Завязался спор вокруг старинного и якобы безотказного принципа морали “не делай другому того, чего бы не хотел, чтобы сделали тебе”. Антон был за его безусловную ратификацию, а я отстаивал мнение, что принцип этот бесконечно лукав, так как он уязвим и логически, и морально. Почему? Допустим, я сейчас собираюсь убить вот эту каналью. Конечно, лично я не хотел бы, чтобы меня убивали, и на этом основании я должен бы отбросить камень, поднятый для того, чтобы раскроить башку подлеца. Но именно тут человеческая логика, руководствующаяся этим принципом, ловко выскальзывает из западни так непродуманно сформулированной морали: “Но я – не он! Меня убивать никому нельзя, я ведь хороший и белопушистый, а он мразь, и его надо давить, крушить и изводить любым доступным способом. И вообще: я лишь орудие святой справедливости”. Но этого мало. А как, если задуматься, этот принцип сработает по отношению к мазохисту или к человеку, склонному к самоубийству? А ведь мир такими кишит. Следовательно, этот принцип никак нельзя считать универсальным.

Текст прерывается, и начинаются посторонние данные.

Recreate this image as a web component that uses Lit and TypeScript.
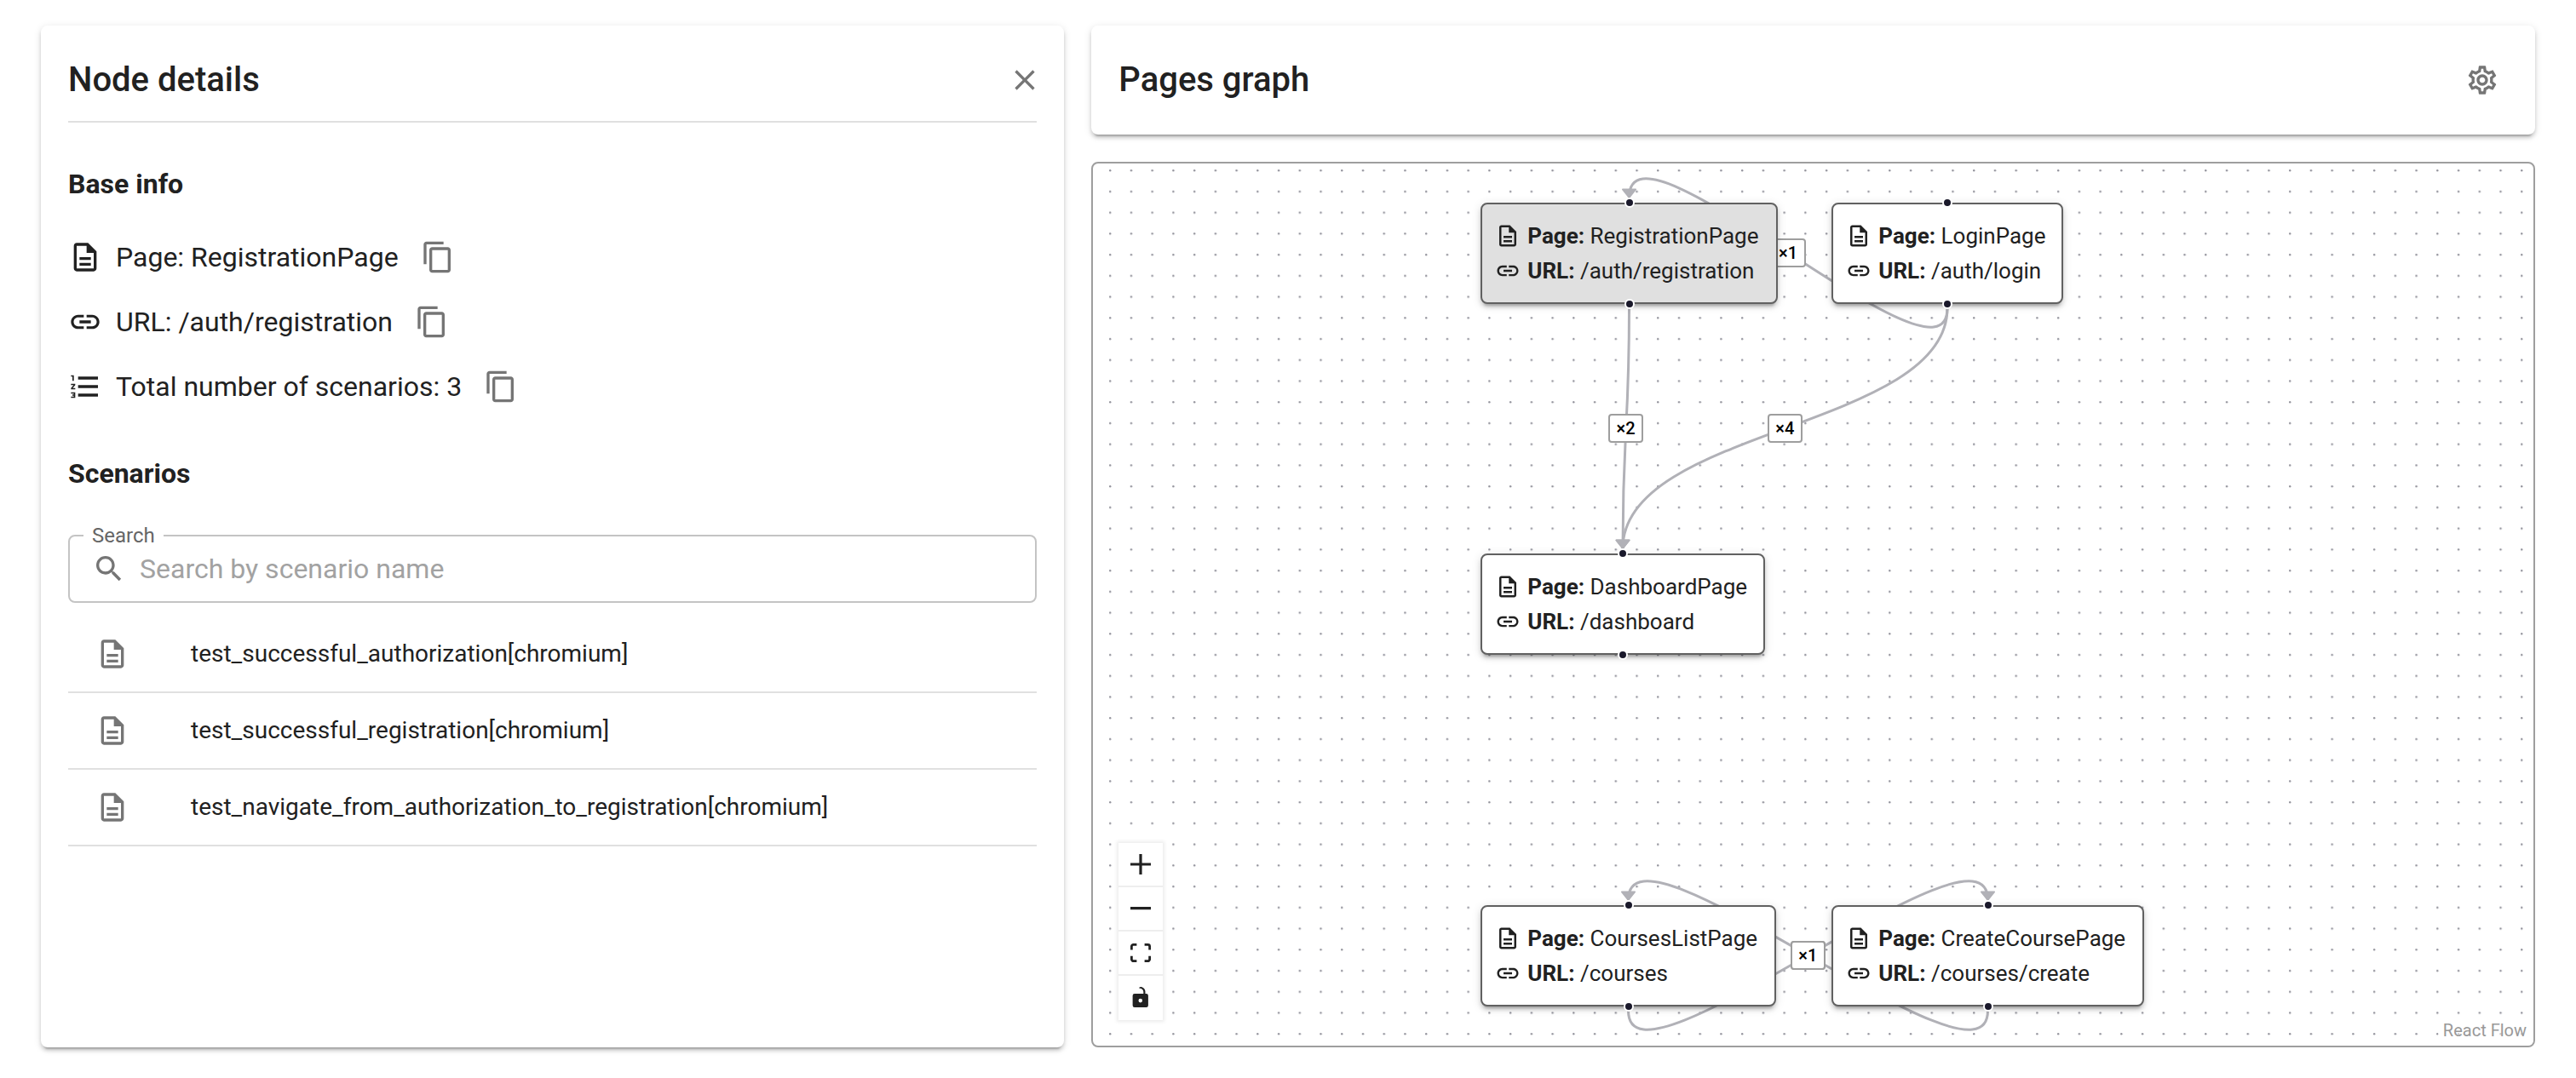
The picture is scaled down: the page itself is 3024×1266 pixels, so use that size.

Антон не желал сильно вдаваться в теории, и отрубил, что понимает доброту как некие конкретные дела, “добро интересует меня в практическом и прикладном исполнении”. Это касалось не только его “Помоги. Орг” – таким конкретным делом было всё его блогерство. По его текстам хорошо заметно какое-то гипертрофированное чувство ответственности за весь мир. У него часто просили совета, участия или иной помощи. Лично мне Антон помог, в частности, подкинув идею краудфандинга на книгу о Палладио и расшерив у себя на странице. Доброта сказывалась не только во множестве практических дел. Он нёс добро в режиме онлайн. Звучит смешно, но я объяснюсь. У Антона сердце болело по всем абсурдностям российской жизни: то нацлидер выкинет очередное коленце, то роснепотребнадзор с рослой гвардией в скафандрах примется исцелять нас от либеральных настроений при помощи дубинок, то нашисты совсем распустятся, то порадуют иеромонахи со своими православными активистами из бывших комсомольцев или выползут агрессивные лесбиянки, то невменяемая машина правосудия бьёт рекорды в лучших традициях mundus inversus, то бесстыжие распилы госбюджета или откровенное выпиливание оппозиционеров из общественной жизни (Антон говорил, что оппозиция и диссиданс являются необходимым антибиотиком от хвори государственных организмов, они медицински необходимы для здорового самочувствия общества).